» SOURCE MATERIAL:
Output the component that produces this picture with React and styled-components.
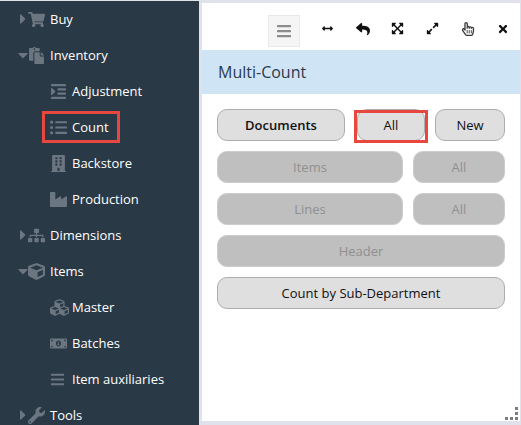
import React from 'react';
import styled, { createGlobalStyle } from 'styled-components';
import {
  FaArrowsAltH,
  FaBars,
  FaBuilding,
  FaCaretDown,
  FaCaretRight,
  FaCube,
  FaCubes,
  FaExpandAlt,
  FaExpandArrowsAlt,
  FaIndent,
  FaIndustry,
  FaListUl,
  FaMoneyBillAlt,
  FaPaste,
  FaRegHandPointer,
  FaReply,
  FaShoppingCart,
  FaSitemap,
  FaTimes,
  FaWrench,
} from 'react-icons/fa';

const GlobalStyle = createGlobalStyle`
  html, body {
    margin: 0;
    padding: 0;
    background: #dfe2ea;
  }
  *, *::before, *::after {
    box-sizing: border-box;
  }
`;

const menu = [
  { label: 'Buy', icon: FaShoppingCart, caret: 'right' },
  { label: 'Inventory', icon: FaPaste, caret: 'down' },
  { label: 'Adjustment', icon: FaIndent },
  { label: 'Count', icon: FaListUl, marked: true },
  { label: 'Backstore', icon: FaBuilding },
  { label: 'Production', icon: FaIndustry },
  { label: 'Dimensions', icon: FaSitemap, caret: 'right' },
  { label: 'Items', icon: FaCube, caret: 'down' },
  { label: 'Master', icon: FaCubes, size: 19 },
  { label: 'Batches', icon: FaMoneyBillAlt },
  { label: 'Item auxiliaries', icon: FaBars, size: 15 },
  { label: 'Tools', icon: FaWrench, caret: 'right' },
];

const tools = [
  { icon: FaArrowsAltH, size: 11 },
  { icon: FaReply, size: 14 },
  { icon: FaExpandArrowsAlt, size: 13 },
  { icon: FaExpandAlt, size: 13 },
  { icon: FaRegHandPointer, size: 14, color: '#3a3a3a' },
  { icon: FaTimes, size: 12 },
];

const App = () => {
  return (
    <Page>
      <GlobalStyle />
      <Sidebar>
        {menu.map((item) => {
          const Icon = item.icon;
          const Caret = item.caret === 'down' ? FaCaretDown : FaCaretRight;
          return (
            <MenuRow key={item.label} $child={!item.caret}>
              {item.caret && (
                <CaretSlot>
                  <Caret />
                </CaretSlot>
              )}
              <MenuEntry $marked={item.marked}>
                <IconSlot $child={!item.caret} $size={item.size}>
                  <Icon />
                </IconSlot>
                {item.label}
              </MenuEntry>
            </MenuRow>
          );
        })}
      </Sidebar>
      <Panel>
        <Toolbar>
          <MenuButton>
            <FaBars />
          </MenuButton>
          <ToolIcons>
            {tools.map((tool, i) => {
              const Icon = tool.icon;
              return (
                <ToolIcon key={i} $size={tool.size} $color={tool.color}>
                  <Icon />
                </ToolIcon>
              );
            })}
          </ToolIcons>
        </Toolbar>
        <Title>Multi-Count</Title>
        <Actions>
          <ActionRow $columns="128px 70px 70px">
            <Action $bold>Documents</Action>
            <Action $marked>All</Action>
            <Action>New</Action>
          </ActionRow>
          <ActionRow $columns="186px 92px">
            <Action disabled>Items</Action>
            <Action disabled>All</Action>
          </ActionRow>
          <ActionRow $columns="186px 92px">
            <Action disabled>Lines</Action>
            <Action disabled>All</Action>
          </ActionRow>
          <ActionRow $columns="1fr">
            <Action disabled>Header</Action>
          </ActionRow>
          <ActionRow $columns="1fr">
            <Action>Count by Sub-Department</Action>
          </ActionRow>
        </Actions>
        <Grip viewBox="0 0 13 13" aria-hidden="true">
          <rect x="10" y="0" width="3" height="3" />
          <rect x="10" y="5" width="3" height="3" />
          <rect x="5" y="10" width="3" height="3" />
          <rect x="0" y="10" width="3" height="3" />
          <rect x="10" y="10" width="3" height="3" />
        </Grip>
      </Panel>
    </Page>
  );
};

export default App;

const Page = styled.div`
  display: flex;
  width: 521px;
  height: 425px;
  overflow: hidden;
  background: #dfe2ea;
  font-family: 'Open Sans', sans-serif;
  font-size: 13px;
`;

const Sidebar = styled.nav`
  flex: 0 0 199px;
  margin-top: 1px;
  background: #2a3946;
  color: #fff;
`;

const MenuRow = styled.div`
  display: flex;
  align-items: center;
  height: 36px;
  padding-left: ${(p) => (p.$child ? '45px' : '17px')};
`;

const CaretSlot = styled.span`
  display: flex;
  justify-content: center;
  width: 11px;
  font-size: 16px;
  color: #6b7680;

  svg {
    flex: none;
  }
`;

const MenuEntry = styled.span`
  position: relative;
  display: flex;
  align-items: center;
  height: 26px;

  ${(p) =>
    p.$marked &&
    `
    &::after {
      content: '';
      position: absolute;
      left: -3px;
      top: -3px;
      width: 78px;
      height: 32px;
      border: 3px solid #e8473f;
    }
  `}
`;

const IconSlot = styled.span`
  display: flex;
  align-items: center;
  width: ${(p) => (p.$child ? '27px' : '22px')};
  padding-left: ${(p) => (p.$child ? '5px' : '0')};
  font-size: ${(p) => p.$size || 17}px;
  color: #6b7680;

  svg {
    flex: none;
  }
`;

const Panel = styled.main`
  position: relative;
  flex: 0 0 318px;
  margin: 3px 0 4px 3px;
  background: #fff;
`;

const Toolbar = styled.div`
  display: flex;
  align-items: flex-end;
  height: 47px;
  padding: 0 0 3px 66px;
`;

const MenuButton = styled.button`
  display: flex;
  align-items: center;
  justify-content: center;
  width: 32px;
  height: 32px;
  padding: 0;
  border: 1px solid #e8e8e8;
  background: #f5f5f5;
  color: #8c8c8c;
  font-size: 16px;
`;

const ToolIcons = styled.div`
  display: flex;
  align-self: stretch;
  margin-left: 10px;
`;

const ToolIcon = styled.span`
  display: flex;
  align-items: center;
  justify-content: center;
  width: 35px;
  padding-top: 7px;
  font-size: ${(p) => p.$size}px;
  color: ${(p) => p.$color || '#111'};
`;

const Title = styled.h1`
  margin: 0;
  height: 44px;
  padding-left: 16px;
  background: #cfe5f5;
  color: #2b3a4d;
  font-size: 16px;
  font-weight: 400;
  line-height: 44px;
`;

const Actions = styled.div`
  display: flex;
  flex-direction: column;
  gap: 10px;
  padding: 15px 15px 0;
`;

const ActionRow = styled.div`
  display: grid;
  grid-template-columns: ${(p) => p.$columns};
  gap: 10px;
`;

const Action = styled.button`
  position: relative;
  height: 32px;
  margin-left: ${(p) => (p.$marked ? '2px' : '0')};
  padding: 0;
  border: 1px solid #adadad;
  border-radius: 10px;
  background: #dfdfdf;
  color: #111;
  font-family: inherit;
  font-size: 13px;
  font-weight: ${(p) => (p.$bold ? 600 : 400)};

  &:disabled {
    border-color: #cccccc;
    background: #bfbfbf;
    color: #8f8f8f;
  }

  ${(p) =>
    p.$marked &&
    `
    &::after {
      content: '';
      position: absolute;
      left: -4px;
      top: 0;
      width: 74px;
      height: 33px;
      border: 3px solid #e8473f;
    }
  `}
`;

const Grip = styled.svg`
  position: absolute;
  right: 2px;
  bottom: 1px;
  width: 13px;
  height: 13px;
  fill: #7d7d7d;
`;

» REQUIRED WORK: Output each line exactly; omit every picture.

» EXERCISE RESULT:
Output the component that produces this picture with React and styled-components.
import React from 'react';
import styled, { createGlobalStyle } from 'styled-components';
import {
  FaArrowsAltH,
  FaBars,
  FaBuilding,
  FaCaretDown,
  FaCaretRight,
  FaCube,
  FaCubes,
  FaExpandAlt,
  FaExpandArrowsAlt,
  FaIndent,
  FaIndustry,
  FaListUl,
  FaMoneyBillAlt,
  FaPaste,
  FaRegHandPointer,
  FaReply,
  FaShoppingCart,
  FaSitemap,
  FaTimes,
  FaWrench,
} from 'react-icons/fa';

const GlobalStyle = createGlobalStyle`
  html, body {
    margin: 0;
    padding: 0;
    background: #dfe2ea;
  }
  *, *::before, *::after {
    box-sizing: border-box;
  }
`;

const menu = [
  { label: 'Buy', icon: FaShoppingCart, caret: 'right' },
  { label: 'Inventory', icon: FaPaste, caret: 'down' },
  { label: 'Adjustment', icon: FaIndent },
  { label: 'Count', icon: FaListUl, marked: true },
  { label: 'Backstore', icon: FaBuilding },
  { label: 'Production', icon: FaIndustry },
  { label: 'Dimensions', icon: FaSitemap, caret: 'right' },
  { label: 'Items', icon: FaCube, caret: 'down' },
  { label: 'Master', icon: FaCubes, size: 19 },
  { label: 'Batches', icon: FaMoneyBillAlt },
  { label: 'Item auxiliaries', icon: FaBars, size: 15 },
  { label: 'Tools', icon: FaWrench, caret: 'right' },
];

const tools = [
  { icon: FaArrowsAltH, size: 11 },
  { icon: FaReply, size: 14 },
  { icon: FaExpandArrowsAlt, size: 13 },
  { icon: FaExpandAlt, size: 13 },
  { icon: FaRegHandPointer, size: 14, color: '#3a3a3a' },
  { icon: FaTimes, size: 12 },
];

const App = () => {
  return (
    <Page>
      <GlobalStyle />
      <Sidebar>
        {menu.map((item) => {
          const Icon = item.icon;
          const Caret = item.caret === 'down' ? FaCaretDown : FaCaretRight;
          return (
            <MenuRow key={item.label} $child={!item.caret}>
              {item.caret && (
                <CaretSlot>
                  <Caret />
                </CaretSlot>
              )}
              <MenuEntry $marked={item.marked}>
                <IconSlot $child={!item.caret} $size={item.size}>
                  <Icon />
                </IconSlot>
                {item.label}
              </MenuEntry>
            </MenuRow>
          );
        })}
      </Sidebar>
      <Panel>
        <Toolbar>
          <MenuButton>
            <FaBars />
          </MenuButton>
          <ToolIcons>
            {tools.map((tool, i) => {
              const Icon = tool.icon;
              return (
                <ToolIcon key={i} $size={tool.size} $color={tool.color}>
                  <Icon />
                </ToolIcon>
              );
            })}
          </ToolIcons>
        </Toolbar>
        <Title>Multi-Count</Title>
        <Actions>
          <ActionRow $columns="128px 70px 70px">
            <Action $bold>Documents</Action>
            <Action $marked>All</Action>
            <Action>New</Action>
          </ActionRow>
          <ActionRow $columns="186px 92px">
            <Action disabled>Items</Action>
            <Action disabled>All</Action>
          </ActionRow>
          <ActionRow $columns="186px 92px">
            <Action disabled>Lines</Action>
            <Action disabled>All</Action>
          </ActionRow>
          <ActionRow $columns="1fr">
            <Action disabled>Header</Action>
          </ActionRow>
          <ActionRow $columns="1fr">
            <Action>Count by Sub-Department</Action>
          </ActionRow>
        </Actions>
        <Grip viewBox="0 0 13 13" aria-hidden="true">
          <rect x="10" y="0" width="3" height="3" />
          <rect x="10" y="5" width="3" height="3" />
          <rect x="5" y="10" width="3" height="3" />
          <rect x="0" y="10" width="3" height="3" />
          <rect x="10" y="10" width="3" height="3" />
        </Grip>
      </Panel>
    </Page>
  );
};

export default App;

const Page = styled.div`
  display: flex;
  width: 521px;
  height: 425px;
  overflow: hidden;
  background: #dfe2ea;
  font-family: 'Open Sans', sans-serif;
  font-size: 13px;
`;

const Sidebar = styled.nav`
  flex: 0 0 199px;
  margin-top: 1px;
  background: #2a3946;
  color: #fff;
`;

const MenuRow = styled.div`
  display: flex;
  align-items: center;
  height: 36px;
  padding-left: ${(p) => (p.$child ? '45px' : '17px')};
`;

const CaretSlot = styled.span`
  display: flex;
  justify-content: center;
  width: 11px;
  font-size: 16px;
  color: #6b7680;

  svg {
    flex: none;
  }
`;

const MenuEntry = styled.span`
  position: relative;
  display: flex;
  align-items: center;
  height: 26px;

  ${(p) =>
    p.$marked &&
    `
    &::after {
      content: '';
      position: absolute;
      left: -3px;
      top: -3px;
      width: 78px;
      height: 32px;
      border: 3px solid #e8473f;
    }
  `}
`;

const IconSlot = styled.span`
  display: flex;
  align-items: center;
  width: ${(p) => (p.$child ? '27px' : '22px')};
  padding-left: ${(p) => (p.$child ? '5px' : '0')};
  font-size: ${(p) => p.$size || 17}px;
  color: #6b7680;

  svg {
    flex: none;
  }
`;

const Panel = styled.main`
  position: relative;
  flex: 0 0 318px;
  margin: 3px 0 4px 3px;
  background: #fff;
`;

const Toolbar = styled.div`
  display: flex;
  align-items: flex-end;
  height: 47px;
  padding: 0 0 3px 66px;
`;

const MenuButton = styled.button`
  display: flex;
  align-items: center;
  justify-content: center;
  width: 32px;
  height: 32px;
  padding: 0;
  border: 1px solid #e8e8e8;
  background: #f5f5f5;
  color: #8c8c8c;
  font-size: 16px;
`;

const ToolIcons = styled.div`
  display: flex;
  align-self: stretch;
  margin-left: 10px;
`;

const ToolIcon = styled.span`
  display: flex;
  align-items: center;
  justify-content: center;
  width: 35px;
  padding-top: 7px;
  font-size: ${(p) => p.$size}px;
  color: ${(p) => p.$color || '#111'};
`;

const Title = styled.h1`
  margin: 0;
  height: 44px;
  padding-left: 16px;
  background: #cfe5f5;
  color: #2b3a4d;
  font-size: 16px;
  font-weight: 400;
  line-height: 44px;
`;

const Actions = styled.div`
  display: flex;
  flex-direction: column;
  gap: 10px;
  padding: 15px 15px 0;
`;

const ActionRow = styled.div`
  display: grid;
  grid-template-columns: ${(p) => p.$columns};
  gap: 10px;
`;

const Action = styled.button`
  position: relative;
  height: 32px;
  margin-left: ${(p) => (p.$marked ? '2px' : '0')};
  padding: 0;
  border: 1px solid #adadad;
  border-radius: 10px;
  background: #dfdfdf;
  color: #111;
  font-family: inherit;
  font-size: 13px;
  font-weight: ${(p) => (p.$bold ? 600 : 400)};

  &:disabled {
    border-color: #cccccc;
    background: #bfbfbf;
    color: #8f8f8f;
  }

  ${(p) =>
    p.$marked &&
    `
    &::after {
      content: '';
      position: absolute;
      left: -4px;
      top: 0;
      width: 74px;
      height: 33px;
      border: 3px solid #e8473f;
    }
  `}
`;

const Grip = styled.svg`
  position: absolute;
  right: 2px;
  bottom: 1px;
  width: 13px;
  height: 13px;
  fill: #7d7d7d;
`;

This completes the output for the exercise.